The story of how those scrolls traveled from the hand of young Bedouin goatherders to be under the scrutinous eyes of international scholars is stranger than fiction. Well, at least the above account is the accepted version of the scrolls’ discovery. In recent years there has been some skepticism expressed about the tale above, asserting that it was concocted by the Bedouin who actually had been engaged in illegal “excavating” for years and wanted to cover their “discovery” with this tale of accidental, unintentional good fortune! Although all the details of the original “discovery” will probably never be known for sure, this much is clear. After hanging from a pole in a Bedouin tent for a period of time, the seven original scrolls were sold to two separate Arab antiquities dealers in Bethlehem—one was the famous cobbler, “Kando” who eventually became a rich man through trading in antiquities such as these. From there, four were sold (for a small amount) to Athanasius Samuel, Syrian Orthodox Metropolitan at St. Mark’s Monastery in the Old City of Jerusalem—the head of Kando’s church.

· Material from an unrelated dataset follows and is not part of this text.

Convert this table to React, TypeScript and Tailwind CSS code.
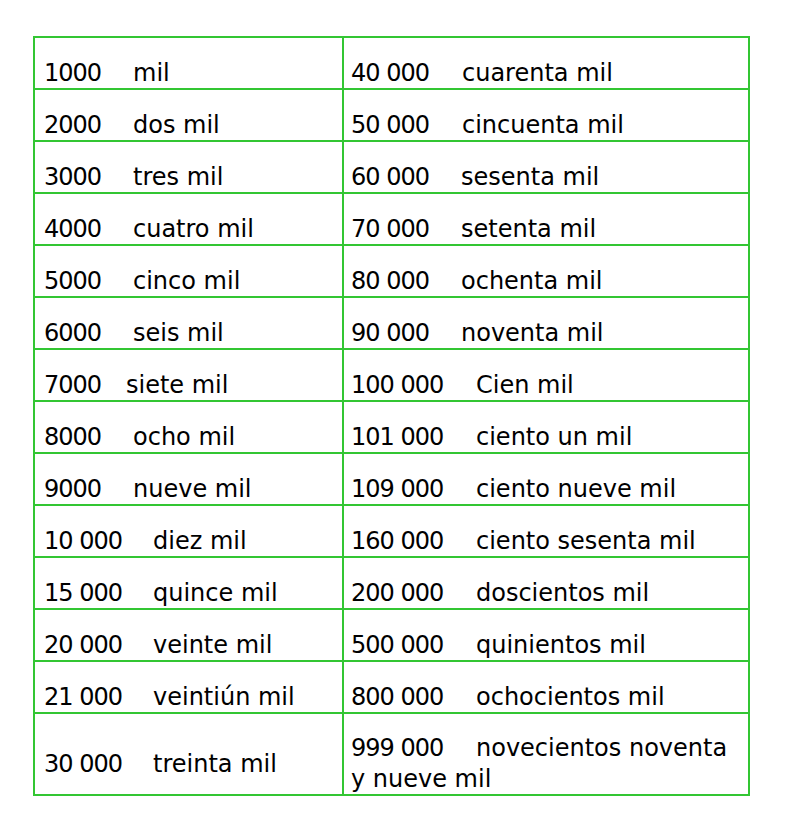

Scholars at the American School of Oriental Research in Jerusalem who examined them were the first to realize their antiquity. John Trever photographed them in detail, and the great archaeologist William F. Albright soon announced that the scrolls were from the period between 200 BC and AD 200. The initial announcements were then made that the oldest manuscripts ever discovered had been found in the Judean desert!
Three of the other original scrolls found by the Bedouin boys were sold to E. L. Sukenik, archaeologist at the Hebrew University and father of Yigael Yadin (an Israeli army general who later became a famous archaeologist). The drama of these events was heightened because these were the last days of the British Mandate period in Palestine, and tensions between the Arab and Jewish population were great. This made the transporting and examination of the scrolls by scholars an extremely dangerous maneuver at times.
All of the scrolls finally came together at the Hebrew University under another strange set of circumstances. After touring the United States with his four scrolls and not being able to find an interested buyer, Metropolitan Samuel placed an ad in the Wall Street Journal. By “coincidence” Yigael Yadin happened to be lecturing in New York when someone brought to his attention the advertisement. Through an intermediary, the Biblical scholar Harry Orlinsky, he was able to purchase for the State of Israel these priceless scrolls for around $250,000. In February of 1955, the Prime Minister of Israel announced that the State of Israel had purchased the scrolls, and all seven (including the three purchased earlier by Professor Sukenik) were to be housed in a special museum at the Hebrew University named the Shrine of the Book, where they can still be seen today.
The initial announcement about the scrolls had prompted feverish searches in the area of the original cave. An official archaeological expedition was begun in 1949 which eventually resulted in the discovery of ten additional caves in the surrounding area also containing scrolls. The archaeologists also directed their attention to a small ruin nearby called “Khirbet Qumran,” which had been thought of previously as the remains of an old Roman fortress. After six seasons of intensive excavation, the scholars were sure beyond any reasonable doubt that the scrolls found their origin in this community which flourished between 125 BC and AD 68.
The ruins and scrolls reveal that a substantial group of Jewish ascetics called Essenes inhabited this community. Storehouses, aqueducts, ritual baths and an assembly hall were all uncovered. One of the most interesting rooms uncovered was what appears to be a sort of scriptorium, identified by two inkwells discovered there along with some benches for scribes. It was in this room that many of the discovered manuscripts were copied.